Provided data:
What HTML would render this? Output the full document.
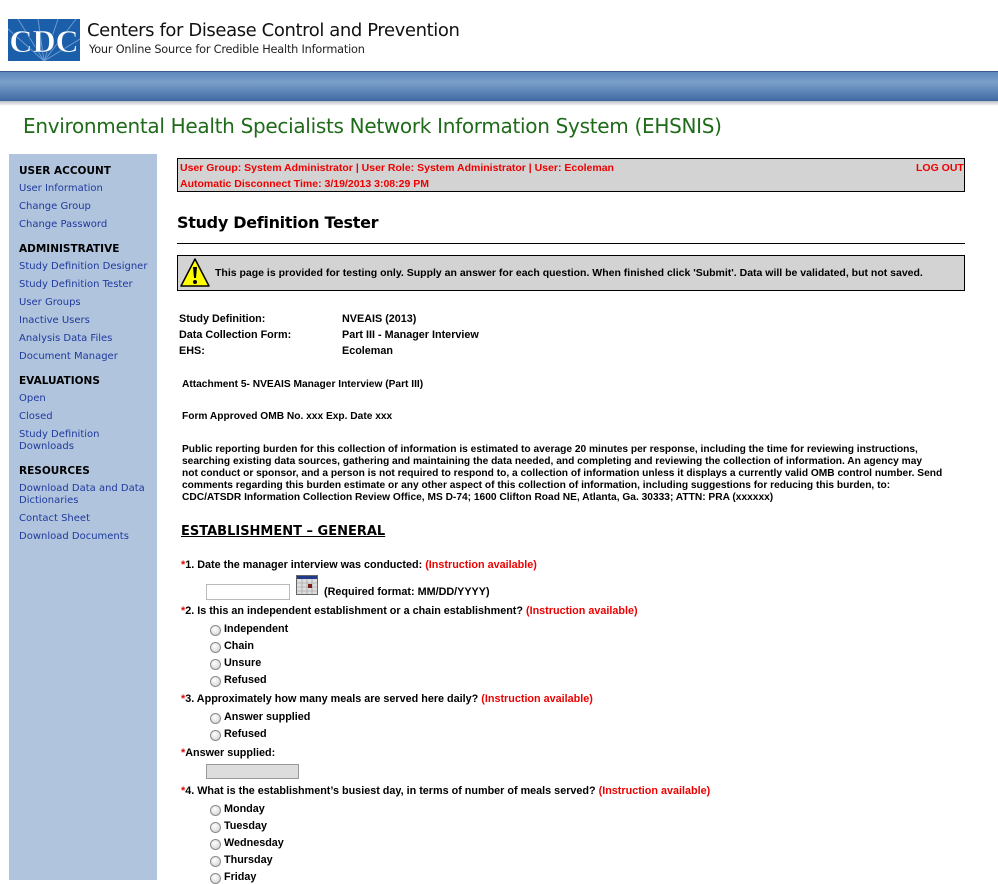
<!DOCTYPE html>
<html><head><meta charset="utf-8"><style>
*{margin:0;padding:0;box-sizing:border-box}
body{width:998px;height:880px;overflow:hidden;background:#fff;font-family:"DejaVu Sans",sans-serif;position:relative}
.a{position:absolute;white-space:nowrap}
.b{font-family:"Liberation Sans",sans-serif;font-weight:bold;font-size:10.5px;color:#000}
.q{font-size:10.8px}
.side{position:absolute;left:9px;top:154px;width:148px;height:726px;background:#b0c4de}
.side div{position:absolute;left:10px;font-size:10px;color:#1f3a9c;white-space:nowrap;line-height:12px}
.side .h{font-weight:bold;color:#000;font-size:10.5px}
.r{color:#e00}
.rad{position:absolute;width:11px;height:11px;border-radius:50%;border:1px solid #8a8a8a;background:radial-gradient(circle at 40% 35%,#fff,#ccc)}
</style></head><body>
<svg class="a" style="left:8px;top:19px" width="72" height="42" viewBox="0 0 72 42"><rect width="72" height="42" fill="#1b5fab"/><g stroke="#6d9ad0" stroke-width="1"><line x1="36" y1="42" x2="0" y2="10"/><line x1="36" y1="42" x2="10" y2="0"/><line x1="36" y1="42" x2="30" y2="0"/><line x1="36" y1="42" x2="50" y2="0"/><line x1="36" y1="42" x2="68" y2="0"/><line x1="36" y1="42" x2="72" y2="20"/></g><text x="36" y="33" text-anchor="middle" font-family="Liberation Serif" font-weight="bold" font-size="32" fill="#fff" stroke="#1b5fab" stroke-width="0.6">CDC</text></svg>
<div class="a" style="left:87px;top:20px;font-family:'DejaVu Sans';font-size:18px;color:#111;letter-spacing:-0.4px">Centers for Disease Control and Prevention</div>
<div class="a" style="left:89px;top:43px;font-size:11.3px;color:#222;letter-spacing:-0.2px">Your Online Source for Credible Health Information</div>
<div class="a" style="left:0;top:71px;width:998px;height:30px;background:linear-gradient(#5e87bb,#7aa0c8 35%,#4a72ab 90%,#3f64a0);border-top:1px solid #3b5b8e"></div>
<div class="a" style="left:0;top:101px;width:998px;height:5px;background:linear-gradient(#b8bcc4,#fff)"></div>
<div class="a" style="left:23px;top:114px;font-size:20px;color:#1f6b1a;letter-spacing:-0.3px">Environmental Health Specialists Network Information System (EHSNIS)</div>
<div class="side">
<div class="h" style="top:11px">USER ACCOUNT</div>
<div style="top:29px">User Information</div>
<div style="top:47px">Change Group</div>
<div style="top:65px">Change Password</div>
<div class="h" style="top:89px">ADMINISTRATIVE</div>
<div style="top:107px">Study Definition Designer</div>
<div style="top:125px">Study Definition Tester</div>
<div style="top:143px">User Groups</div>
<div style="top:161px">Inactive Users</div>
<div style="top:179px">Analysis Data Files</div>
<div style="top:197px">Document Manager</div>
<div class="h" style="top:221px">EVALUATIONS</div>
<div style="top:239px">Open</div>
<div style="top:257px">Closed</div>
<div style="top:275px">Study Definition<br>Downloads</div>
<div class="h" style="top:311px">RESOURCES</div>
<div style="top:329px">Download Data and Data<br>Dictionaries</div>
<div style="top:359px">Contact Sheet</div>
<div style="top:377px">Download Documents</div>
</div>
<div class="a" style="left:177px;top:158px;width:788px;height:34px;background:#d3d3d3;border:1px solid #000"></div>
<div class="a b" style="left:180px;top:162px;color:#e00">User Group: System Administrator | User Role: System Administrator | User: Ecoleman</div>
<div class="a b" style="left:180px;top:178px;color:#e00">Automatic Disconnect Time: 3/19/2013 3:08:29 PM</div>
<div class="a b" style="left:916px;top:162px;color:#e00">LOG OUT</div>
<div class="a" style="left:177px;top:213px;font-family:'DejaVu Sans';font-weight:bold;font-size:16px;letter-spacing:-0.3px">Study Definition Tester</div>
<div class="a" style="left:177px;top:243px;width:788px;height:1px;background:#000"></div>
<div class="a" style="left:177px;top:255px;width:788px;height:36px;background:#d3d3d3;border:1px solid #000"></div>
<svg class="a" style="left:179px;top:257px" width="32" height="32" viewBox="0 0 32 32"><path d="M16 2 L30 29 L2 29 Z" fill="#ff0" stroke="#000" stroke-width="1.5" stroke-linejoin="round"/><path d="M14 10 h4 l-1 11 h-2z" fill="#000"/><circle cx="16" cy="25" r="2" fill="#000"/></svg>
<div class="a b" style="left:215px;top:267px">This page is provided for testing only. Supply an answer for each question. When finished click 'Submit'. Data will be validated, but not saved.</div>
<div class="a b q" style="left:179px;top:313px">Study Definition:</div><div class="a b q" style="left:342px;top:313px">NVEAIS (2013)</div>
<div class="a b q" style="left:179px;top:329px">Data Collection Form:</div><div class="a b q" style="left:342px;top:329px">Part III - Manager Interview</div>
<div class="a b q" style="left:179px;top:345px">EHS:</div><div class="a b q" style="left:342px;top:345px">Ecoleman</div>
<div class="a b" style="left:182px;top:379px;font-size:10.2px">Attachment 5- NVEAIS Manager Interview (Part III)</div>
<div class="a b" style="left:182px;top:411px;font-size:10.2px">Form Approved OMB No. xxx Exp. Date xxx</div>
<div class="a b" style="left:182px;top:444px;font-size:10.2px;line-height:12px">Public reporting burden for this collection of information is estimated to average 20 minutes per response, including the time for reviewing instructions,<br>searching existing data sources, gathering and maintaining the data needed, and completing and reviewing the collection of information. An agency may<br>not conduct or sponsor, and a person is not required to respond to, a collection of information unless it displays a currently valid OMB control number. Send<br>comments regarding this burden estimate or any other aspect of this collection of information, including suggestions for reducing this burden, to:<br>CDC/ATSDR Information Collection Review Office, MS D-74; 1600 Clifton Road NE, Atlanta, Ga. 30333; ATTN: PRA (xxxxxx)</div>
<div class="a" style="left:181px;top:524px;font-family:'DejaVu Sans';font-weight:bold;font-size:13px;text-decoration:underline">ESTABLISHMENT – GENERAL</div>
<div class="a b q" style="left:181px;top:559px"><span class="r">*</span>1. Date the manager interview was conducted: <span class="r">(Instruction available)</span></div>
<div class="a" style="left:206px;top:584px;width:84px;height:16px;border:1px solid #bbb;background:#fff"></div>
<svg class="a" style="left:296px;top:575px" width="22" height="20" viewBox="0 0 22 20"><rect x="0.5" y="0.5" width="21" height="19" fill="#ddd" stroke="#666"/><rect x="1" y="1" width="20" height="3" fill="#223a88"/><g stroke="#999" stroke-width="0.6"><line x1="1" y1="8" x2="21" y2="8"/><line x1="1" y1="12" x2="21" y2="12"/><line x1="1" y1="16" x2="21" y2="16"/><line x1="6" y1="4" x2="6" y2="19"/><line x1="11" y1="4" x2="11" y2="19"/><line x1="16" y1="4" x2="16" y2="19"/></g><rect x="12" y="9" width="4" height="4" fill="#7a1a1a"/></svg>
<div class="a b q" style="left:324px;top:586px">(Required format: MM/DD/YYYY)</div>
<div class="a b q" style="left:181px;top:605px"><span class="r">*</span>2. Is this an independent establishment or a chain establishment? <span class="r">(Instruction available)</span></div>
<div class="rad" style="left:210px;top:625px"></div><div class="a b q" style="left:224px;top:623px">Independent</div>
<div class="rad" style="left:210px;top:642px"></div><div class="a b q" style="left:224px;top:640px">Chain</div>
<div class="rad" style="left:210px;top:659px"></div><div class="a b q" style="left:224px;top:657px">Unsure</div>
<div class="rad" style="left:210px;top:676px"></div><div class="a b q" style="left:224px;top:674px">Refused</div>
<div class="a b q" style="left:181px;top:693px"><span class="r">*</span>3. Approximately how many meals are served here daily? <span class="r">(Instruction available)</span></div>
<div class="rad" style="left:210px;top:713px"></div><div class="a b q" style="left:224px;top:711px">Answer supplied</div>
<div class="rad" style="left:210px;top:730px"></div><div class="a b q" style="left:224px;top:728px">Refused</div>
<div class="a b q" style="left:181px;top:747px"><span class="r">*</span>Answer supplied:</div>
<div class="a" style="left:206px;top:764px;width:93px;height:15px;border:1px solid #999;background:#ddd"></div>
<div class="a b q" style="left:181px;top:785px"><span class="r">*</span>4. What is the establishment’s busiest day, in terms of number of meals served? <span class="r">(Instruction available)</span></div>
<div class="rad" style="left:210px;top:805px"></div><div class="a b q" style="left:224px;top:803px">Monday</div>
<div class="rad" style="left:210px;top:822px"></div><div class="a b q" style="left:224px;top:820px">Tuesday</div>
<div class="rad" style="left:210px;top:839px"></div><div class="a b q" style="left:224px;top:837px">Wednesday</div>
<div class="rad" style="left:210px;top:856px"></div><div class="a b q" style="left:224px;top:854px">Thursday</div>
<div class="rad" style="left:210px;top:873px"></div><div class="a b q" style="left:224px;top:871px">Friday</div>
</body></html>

Task directions:
Locate each line containing the string "What" and show it.

Solution to the problem:
What HTML would render this? Output the full document.
<div class="a b q" style="left:181px;top:785px"><span class="r">*</span>4. What is the establishment’s busiest day, in terms of number of meals served? <span class="r">(Instruction available)</span></div>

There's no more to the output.